### Given request
Leaving the pictures aside, transcribe every line below exactly.

begin

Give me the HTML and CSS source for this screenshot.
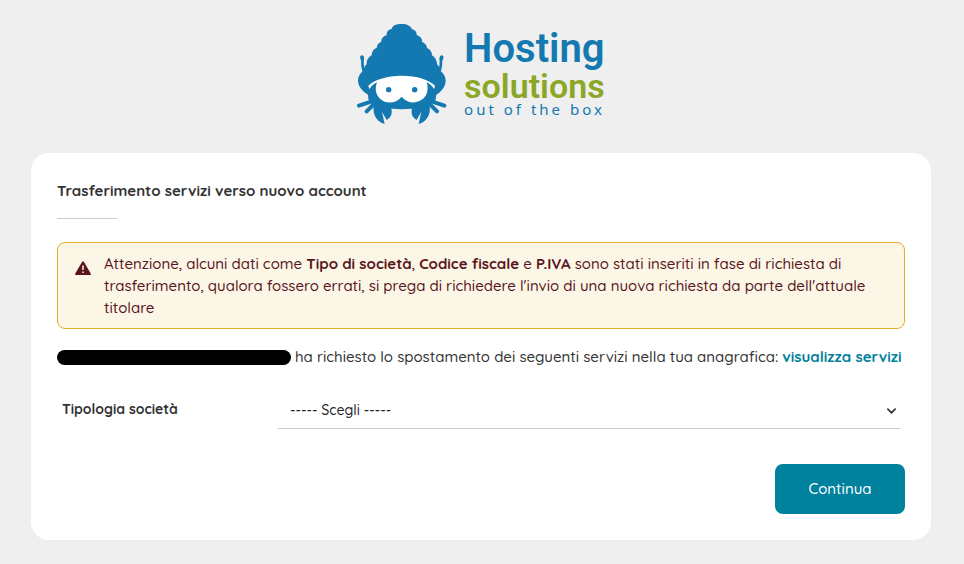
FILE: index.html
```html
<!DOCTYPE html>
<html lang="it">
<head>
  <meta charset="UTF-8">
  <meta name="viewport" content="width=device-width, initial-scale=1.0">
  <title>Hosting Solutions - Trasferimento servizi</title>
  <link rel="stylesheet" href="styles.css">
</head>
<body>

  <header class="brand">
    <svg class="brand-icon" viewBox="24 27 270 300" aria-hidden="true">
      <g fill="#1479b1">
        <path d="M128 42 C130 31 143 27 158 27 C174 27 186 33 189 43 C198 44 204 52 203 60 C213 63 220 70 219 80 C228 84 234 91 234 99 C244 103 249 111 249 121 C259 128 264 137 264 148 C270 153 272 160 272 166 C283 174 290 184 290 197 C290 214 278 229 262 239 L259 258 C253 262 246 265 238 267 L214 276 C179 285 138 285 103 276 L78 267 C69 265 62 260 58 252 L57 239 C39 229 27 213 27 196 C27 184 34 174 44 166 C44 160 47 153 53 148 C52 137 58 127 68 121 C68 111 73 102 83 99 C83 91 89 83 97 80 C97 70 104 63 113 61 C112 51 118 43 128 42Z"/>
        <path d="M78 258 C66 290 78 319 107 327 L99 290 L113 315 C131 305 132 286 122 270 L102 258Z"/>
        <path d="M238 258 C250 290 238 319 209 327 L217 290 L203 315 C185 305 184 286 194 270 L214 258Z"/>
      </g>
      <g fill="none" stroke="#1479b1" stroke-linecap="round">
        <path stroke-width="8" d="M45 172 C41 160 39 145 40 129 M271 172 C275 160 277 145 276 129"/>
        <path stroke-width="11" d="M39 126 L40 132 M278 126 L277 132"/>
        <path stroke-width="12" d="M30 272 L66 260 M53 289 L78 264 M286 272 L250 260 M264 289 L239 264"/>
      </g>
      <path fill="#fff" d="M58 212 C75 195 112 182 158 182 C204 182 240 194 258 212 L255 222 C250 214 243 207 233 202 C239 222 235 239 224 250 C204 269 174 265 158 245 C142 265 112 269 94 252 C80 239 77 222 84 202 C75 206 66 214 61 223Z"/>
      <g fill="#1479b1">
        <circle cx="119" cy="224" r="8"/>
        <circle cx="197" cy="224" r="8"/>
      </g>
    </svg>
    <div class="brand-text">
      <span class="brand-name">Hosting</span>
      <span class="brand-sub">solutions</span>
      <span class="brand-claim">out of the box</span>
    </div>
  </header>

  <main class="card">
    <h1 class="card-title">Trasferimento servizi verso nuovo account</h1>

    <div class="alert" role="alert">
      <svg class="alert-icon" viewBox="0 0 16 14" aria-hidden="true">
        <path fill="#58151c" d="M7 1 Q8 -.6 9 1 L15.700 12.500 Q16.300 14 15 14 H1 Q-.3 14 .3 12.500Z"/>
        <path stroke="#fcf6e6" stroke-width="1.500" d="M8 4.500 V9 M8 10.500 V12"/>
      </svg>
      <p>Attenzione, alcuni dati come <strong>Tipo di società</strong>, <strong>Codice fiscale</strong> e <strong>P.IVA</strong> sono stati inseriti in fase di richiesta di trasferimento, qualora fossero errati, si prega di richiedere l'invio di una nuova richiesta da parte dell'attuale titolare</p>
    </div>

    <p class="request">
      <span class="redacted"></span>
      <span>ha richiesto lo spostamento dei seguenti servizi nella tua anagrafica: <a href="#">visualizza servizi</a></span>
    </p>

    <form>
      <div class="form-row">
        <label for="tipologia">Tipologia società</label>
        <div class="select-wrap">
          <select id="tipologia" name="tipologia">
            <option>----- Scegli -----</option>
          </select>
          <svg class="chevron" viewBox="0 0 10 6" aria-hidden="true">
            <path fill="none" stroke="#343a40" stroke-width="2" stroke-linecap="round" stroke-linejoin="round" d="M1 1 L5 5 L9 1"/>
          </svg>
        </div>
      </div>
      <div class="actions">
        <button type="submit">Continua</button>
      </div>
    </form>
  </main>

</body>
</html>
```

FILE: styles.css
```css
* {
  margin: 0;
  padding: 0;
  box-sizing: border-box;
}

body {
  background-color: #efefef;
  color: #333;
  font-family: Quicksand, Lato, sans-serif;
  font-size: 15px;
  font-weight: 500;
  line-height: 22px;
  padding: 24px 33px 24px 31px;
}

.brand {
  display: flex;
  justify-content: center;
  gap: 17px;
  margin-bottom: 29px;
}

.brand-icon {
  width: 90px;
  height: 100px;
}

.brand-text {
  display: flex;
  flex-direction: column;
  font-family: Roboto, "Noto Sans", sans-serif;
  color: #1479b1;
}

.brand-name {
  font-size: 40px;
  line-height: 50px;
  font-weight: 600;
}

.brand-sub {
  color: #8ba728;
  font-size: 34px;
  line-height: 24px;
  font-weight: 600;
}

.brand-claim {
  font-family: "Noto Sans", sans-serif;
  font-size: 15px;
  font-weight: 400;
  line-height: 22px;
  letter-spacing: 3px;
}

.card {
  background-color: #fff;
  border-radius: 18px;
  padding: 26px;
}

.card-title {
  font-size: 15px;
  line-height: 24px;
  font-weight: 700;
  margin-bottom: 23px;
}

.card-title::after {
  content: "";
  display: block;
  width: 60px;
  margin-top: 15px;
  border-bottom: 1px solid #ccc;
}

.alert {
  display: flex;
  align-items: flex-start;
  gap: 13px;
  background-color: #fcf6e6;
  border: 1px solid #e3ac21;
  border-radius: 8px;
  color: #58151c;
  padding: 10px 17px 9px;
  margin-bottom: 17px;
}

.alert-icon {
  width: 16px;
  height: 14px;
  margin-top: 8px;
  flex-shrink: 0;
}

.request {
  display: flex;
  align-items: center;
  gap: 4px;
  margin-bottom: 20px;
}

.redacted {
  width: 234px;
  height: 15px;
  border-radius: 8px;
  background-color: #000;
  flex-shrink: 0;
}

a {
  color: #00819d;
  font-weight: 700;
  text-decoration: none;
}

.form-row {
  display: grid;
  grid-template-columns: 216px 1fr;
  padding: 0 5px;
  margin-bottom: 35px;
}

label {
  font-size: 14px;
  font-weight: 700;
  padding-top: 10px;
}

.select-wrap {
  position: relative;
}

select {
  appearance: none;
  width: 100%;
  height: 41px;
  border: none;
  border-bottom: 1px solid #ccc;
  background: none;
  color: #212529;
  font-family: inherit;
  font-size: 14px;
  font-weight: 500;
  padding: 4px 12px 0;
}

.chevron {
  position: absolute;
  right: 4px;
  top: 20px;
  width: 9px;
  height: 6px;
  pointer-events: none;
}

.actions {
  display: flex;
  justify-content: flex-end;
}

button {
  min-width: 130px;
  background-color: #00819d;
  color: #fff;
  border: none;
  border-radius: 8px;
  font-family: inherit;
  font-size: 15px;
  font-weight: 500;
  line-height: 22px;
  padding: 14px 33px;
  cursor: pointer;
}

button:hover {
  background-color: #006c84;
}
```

end

### Output of the task
Give me the HTML and CSS source for this screenshot.
FILE: index.html
```html
<!DOCTYPE html>
<html lang="it">
<head>
  <meta charset="UTF-8">
  <meta name="viewport" content="width=device-width, initial-scale=1.0">
  <title>Hosting Solutions - Trasferimento servizi</title>
  <link rel="stylesheet" href="styles.css">
</head>
<body>

  <header class="brand">
    <svg class="brand-icon" viewBox="24 27 270 300" aria-hidden="true">
      <g fill="#1479b1">
        <path d="M128 42 C130 31 143 27 158 27 C174 27 186 33 189 43 C198 44 204 52 203 60 C213 63 220 70 219 80 C228 84 234 91 234 99 C244 103 249 111 249 121 C259 128 264 137 264 148 C270 153 272 160 272 166 C283 174 290 184 290 197 C290 214 278 229 262 239 L259 258 C253 262 246 265 238 267 L214 276 C179 285 138 285 103 276 L78 267 C69 265 62 260 58 252 L57 239 C39 229 27 213 27 196 C27 184 34 174 44 166 C44 160 47 153 53 148 C52 137 58 127 68 121 C68 111 73 102 83 99 C83 91 89 83 97 80 C97 70 104 63 113 61 C112 51 118 43 128 42Z"/>
        <path d="M78 258 C66 290 78 319 107 327 L99 290 L113 315 C131 305 132 286 122 270 L102 258Z"/>
        <path d="M238 258 C250 290 238 319 209 327 L217 290 L203 315 C185 305 184 286 194 270 L214 258Z"/>
      </g>
      <g fill="none" stroke="#1479b1" stroke-linecap="round">
        <path stroke-width="8" d="M45 172 C41 160 39 145 40 129 M271 172 C275 160 277 145 276 129"/>
        <path stroke-width="11" d="M39 126 L40 132 M278 126 L277 132"/>
        <path stroke-width="12" d="M30 272 L66 260 M53 289 L78 264 M286 272 L250 260 M264 289 L239 264"/>
      </g>
      <path fill="#fff" d="M58 212 C75 195 112 182 158 182 C204 182 240 194 258 212 L255 222 C250 214 243 207 233 202 C239 222 235 239 224 250 C204 269 174 265 158 245 C142 265 112 269 94 252 C80 239 77 222 84 202 C75 206 66 214 61 223Z"/>
      <g fill="#1479b1">
        <circle cx="119" cy="224" r="8"/>
        <circle cx="197" cy="224" r="8"/>
      </g>
    </svg>
    <div class="brand-text">
      <span class="brand-name">Hosting</span>
      <span class="brand-sub">solutions</span>
      <span class="brand-claim">out of the box</span>
    </div>
  </header>

  <main class="card">
    <h1 class="card-title">Trasferimento servizi verso nuovo account</h1>

    <div class="alert" role="alert">
      <svg class="alert-icon" viewBox="0 0 16 14" aria-hidden="true">
        <path fill="#58151c" d="M7 1 Q8 -.6 9 1 L15.700 12.500 Q16.300 14 15 14 H1 Q-.3 14 .3 12.500Z"/>
        <path stroke="#fcf6e6" stroke-width="1.500" d="M8 4.500 V9 M8 10.500 V12"/>
      </svg>
      <p>Attenzione, alcuni dati come <strong>Tipo di società</strong>, <strong>Codice fiscale</strong> e <strong>P.IVA</strong> sono stati inseriti in fase di richiesta di trasferimento, qualora fossero errati, si prega di richiedere l'invio di una nuova richiesta da parte dell'attuale titolare</p>
    </div>

    <p class="request">
      <span class="redacted"></span>
      <span>ha richiesto lo spostamento dei seguenti servizi nella tua anagrafica: <a href="#">visualizza servizi</a></span>
    </p>

    <form>
      <div class="form-row">
        <label for="tipologia">Tipologia società</label>
        <div class="select-wrap">
          <select id="tipologia" name="tipologia">
            <option>----- Scegli -----</option>
          </select>
          <svg class="chevron" viewBox="0 0 10 6" aria-hidden="true">
            <path fill="none" stroke="#343a40" stroke-width="2" stroke-linecap="round" stroke-linejoin="round" d="M1 1 L5 5 L9 1"/>
          </svg>
        </div>
      </div>
      <div class="actions">
        <button type="submit">Continua</button>
      </div>
    </form>
  </main>

</body>
</html>
```

FILE: styles.css
```css
* {
  margin: 0;
  padding: 0;
  box-sizing: border-box;
}

body {
  background-color: #efefef;
  color: #333;
  font-family: Quicksand, Lato, sans-serif;
  font-size: 15px;
  font-weight: 500;
  line-height: 22px;
  padding: 24px 33px 24px 31px;
}

.brand {
  display: flex;
  justify-content: center;
  gap: 17px;
  margin-bottom: 29px;
}

.brand-icon {
  width: 90px;
  height: 100px;
}

.brand-text {
  display: flex;
  flex-direction: column;
  font-family: Roboto, "Noto Sans", sans-serif;
  color: #1479b1;
}

.brand-name {
  font-size: 40px;
  line-height: 50px;
  font-weight: 600;
}

.brand-sub {
  color: #8ba728;
  font-size: 34px;
  line-height: 24px;
  font-weight: 600;
}

.brand-claim {
  font-family: "Noto Sans", sans-serif;
  font-size: 15px;
  font-weight: 400;
  line-height: 22px;
  letter-spacing: 3px;
}

.card {
  background-color: #fff;
  border-radius: 18px;
  padding: 26px;
}

.card-title {
  font-size: 15px;
  line-height: 24px;
  font-weight: 700;
  margin-bottom: 23px;
}

.card-title::after {
  content: "";
  display: block;
  width: 60px;
  margin-top: 15px;
  border-bottom: 1px solid #ccc;
}

.alert {
  display: flex;
  align-items: flex-start;
  gap: 13px;
  background-color: #fcf6e6;
  border: 1px solid #e3ac21;
  border-radius: 8px;
  color: #58151c;
  padding: 10px 17px 9px;
  margin-bottom: 17px;
}

.alert-icon {
  width: 16px;
  height: 14px;
  margin-top: 8px;
  flex-shrink: 0;
}

.request {
  display: flex;
  align-items: center;
  gap: 4px;
  margin-bottom: 20px;
}

.redacted {
  width: 234px;
  height: 15px;
  border-radius: 8px;
  background-color: #000;
  flex-shrink: 0;
}

a {
  color: #00819d;
  font-weight: 700;
  text-decoration: none;
}

.form-row {
  display: grid;
  grid-template-columns: 216px 1fr;
  padding: 0 5px;
  margin-bottom: 35px;
}

label {
  font-size: 14px;
  font-weight: 700;
  padding-top: 10px;
}

.select-wrap {
  position: relative;
}

select {
  appearance: none;
  width: 100%;
  height: 41px;
  border: none;
  border-bottom: 1px solid #ccc;
  background: none;
  color: #212529;
  font-family: inherit;
  font-size: 14px;
  font-weight: 500;
  padding: 4px 12px 0;
}

.chevron {
  position: absolute;
  right: 4px;
  top: 20px;
  width: 9px;
  height: 6px;
  pointer-events: none;
}

.actions {
  display: flex;
  justify-content: flex-end;
}

button {
  min-width: 130px;
  background-color: #00819d;
  color: #fff;
  border: none;
  border-radius: 8px;
  font-family: inherit;
  font-size: 15px;
  font-weight: 500;
  line-height: 22px;
  padding: 14px 33px;
  cursor: pointer;
}

button:hover {
  background-color: #006c84;
}
```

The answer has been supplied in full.